== Supplied material ==
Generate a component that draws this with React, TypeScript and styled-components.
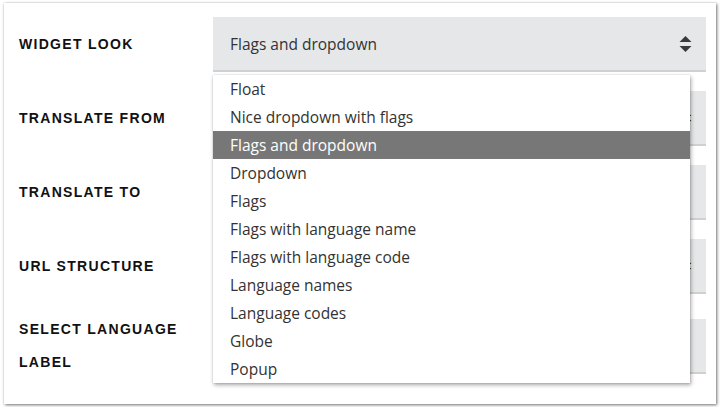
import styled, { createGlobalStyle } from "styled-components";

const GlobalStyle = createGlobalStyle`
  html, body {
    margin: 0;
    padding: 0;
    background: #ffffff;
  }
  body {
    font-family: "Liberation Sans", Arial, sans-serif;
  }
`;

const Card = styled.div`
  margin: 3px 4px;
  width: 712px;
  height: 401px;
  box-sizing: border-box;
  background: #fff;
  box-shadow: 1px 1px 3px rgba(0, 0, 0, 0.55), 0 0 1px rgba(0, 0, 0, 0.2);
  padding: 14px 10px 0 15px;
  display: flex;
  flex-direction: column;
  gap: 19px;
`;

const Row = styled.div`
  display: flex;
  align-items: center;
  min-height: 55px;
`;

const Label = styled.div`
  width: 194px;
  flex-shrink: 0;
  font-family: "Liberation Sans", Arial, sans-serif;
  font-weight: 700;
  font-size: 14px;
  letter-spacing: 1.3px;
  line-height: 33px;
  color: #111;
  text-transform: uppercase;
`;

const Field = styled.div`
  position: relative;
  flex: 1;
`;

const SelectBox = styled.div`
  height: 55px;
  box-sizing: border-box;
  background: #e6e7e8;
  border-bottom: 2px solid #cfd0d1;
  display: flex;
  align-items: center;
  justify-content: space-between;
  padding: 0 14px 0 17px;
  font-family: "Open Sans", Lato, sans-serif;
  font-size: 15.5px;
  color: #333;
`;

const Arrows = styled.svg`
  width: 13px;
  height: 24px;
  flex-shrink: 0;
`;

const Menu = styled.ul`
  position: absolute;
  top: 58px;
  left: 0;
  width: 477px;
  margin: 0;
  padding: 0;
  list-style: none;
  background: #fff;
  box-shadow: 1px 2px 4px rgba(0, 0, 0, 0.35), 0 0 1px rgba(0, 0, 0, 0.25);
  z-index: 2;
`;

const Option = styled.li<{ $active?: boolean }>`
  height: 28px;
  line-height: 29px;
  padding-left: 17px;
  font-family: "Open Sans", Lato, sans-serif;
  font-size: 15.5px;
  color: ${(p) => (p.$active ? "#fff" : "#333")};
  background: ${(p) => (p.$active ? "#777777" : "transparent")};
`;

function Chevrons() {
  return (
    <Arrows viewBox="0 0 13 24">
      <path d="M6.5 4 L12.5 10 L0.5 10 Z" fill="#3a3a3a" />
      <path d="M0.5 14 L12.5 14 L6.5 20 Z" fill="#3a3a3a" />
    </Arrows>
  );
}

const options = [
  "Float",
  "Nice dropdown with flags",
  "Flags and dropdown",
  "Dropdown",
  "Flags",
  "Flags with language name",
  "Flags with language code",
  "Language names",
  "Language codes",
  "Globe",
  "Popup",
];

export default function App() {
  return (
    <>
      <GlobalStyle />
      <Card>
        <Row>
          <Label>Widget look</Label>
          <Field>
            <SelectBox>
              <span>Flags and dropdown</span>
              <Chevrons />
            </SelectBox>
            <Menu>
              {options.map((o) => (
                <Option key={o} $active={o === "Flags and dropdown"}>
                  {o}
                </Option>
              ))}
            </Menu>
          </Field>
        </Row>
        <Row>
          <Label>Translate from</Label>
          <Field>
            <SelectBox>
              <span />
              <Chevrons />
            </SelectBox>
          </Field>
        </Row>
        <Row>
          <Label>Translate to</Label>
          <Field>
            <SelectBox />
          </Field>
        </Row>
        <Row>
          <Label>URL structure</Label>
          <Field>
            <SelectBox>
              <span />
              <Chevrons />
            </SelectBox>
          </Field>
        </Row>
        <Row>
          <Label>
            Select language
            <br />
            label
          </Label>
          <Field>
            <SelectBox />
          </Field>
        </Row>
      </Card>
    </>
  );
}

== Directive ==
Copy each line of the data above that holds "styled".

== Reply to the exercise ==
Generate a component that draws this with React, TypeScript and styled-components.
import styled, { createGlobalStyle } from "styled-components";
const Card = styled.div`
const Row = styled.div`
const Label = styled.div`
const Field = styled.div`
const SelectBox = styled.div`
const Arrows = styled.svg`
const Menu = styled.ul`
const Option = styled.li<{ $active?: boolean }>`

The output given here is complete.